The nub of this is that it comes back down to the ratings agencies, which have, to put it mildly, not done a great job. The second piece of the plan might be to set up a government-sponsored ratings agency, which would remove all the incentive problems associated with agencies and the banks they rate, and also incentivize them to clean up their act. It’s hard to see how independent raters could stay in business if they had to compete with a government agency and the immense legitimacy it would possess. It also gives the government a great degree of control over the growth of the financial sector, which is going to be absolutely wonderful or stupid as hell, depending on the size of your paycheck.

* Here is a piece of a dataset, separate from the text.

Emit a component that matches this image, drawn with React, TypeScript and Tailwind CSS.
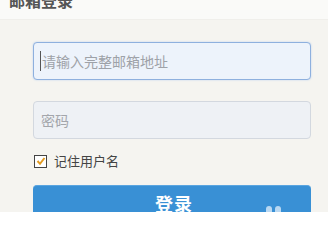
export default function App() {
  return (
    <div
      className="w-[328px] h-[212px] overflow-hidden bg-[#f5f4f0]"
      style={{ fontFamily: '"Noto Sans CJK SC", "Noto Sans", sans-serif' }}
    >
      <div className="h-[20px] bg-[#fafaf8] border-b border-[#f0efeb] overflow-hidden">
        <div className="-mt-[8px] pl-[9px] text-[16px] leading-[16px] font-bold text-[#555]">
          邮箱登录
        </div>
      </div>

      <div className="pl-[33px] pr-[17px] pt-[22px] flex flex-col">
        <div className="h-[38px] rounded-[4px] border border-[#8eb0de] bg-[#edf3fb] shadow-[0_0_2px_#b9cfee] flex items-center pl-[6px]">
          <span className="w-px h-[20px] bg-[#555] mr-px" />
          <span className="text-[14px] text-[#9ea2a8]">请输入完整邮箱地址</span>
        </div>

        <div className="mt-[21px] h-[38px] rounded-[4px] border border-[#d3d8df] bg-[#eef1f5] flex items-center pl-[7px]">
          <span className="text-[14px] text-[#a3a6ab]">密码</span>
        </div>

        <div className="mt-[15px] h-[14px] flex items-center gap-[7px] pl-px">
          <span className="w-[13px] h-[13px] border border-[#444] bg-white flex items-center justify-center">
            <svg width="10" height="10" viewBox="0 0 10 10">
              <path d="M1.5 5 L4 7.8 L8.5 2" fill="none" stroke="#e39b22" strokeWidth="2" />
            </svg>
          </span>
          <span className="text-[13px] text-[#444]">记住用户名</span>
        </div>

        <div className="relative mt-[17px] h-[40px] rounded-[4px] bg-[#3990d5] border-t border-[#5aa5e0] flex items-center justify-center">
          <span className="text-[18px] font-bold text-white tracking-[1px] ml-[4px] mb-[4px]">登录</span>
          <span className="absolute left-[233px] top-[20px] flex gap-[3px]">
            <span className="w-[6px] h-[10px] rounded-full bg-[#b9d8f2]" />
            <span className="w-[6px] h-[10px] rounded-full bg-[#b9d8f2]" />
          </span>
        </div>
      </div>
    </div>
  )
}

I like the idea of a ratings-based tax because it straddles the middle ground between free choice and paternalism. Under the current system, we try to control demand by disseminating information on securities and letting consumers make their own choices. However, markets are imperfect, people are irrational, and greed always wins. Banks are simply do not have to pay enough for their crappy securities. Which is why we’re suddenly seeing such an active market in high-yields, despite investors having been kicked in the ass a few months ago. Conversely, imposing a ban on securities is much too rigid and will be full of loopholes that smarty-pants bankers will exploit. Combining market forces with some state-directed supply control will fine tune financial markets and possibly provide some much needed revenue for all the people with restless leg syndrome we need to treat in the future.

The taxman cometh to solve our problems?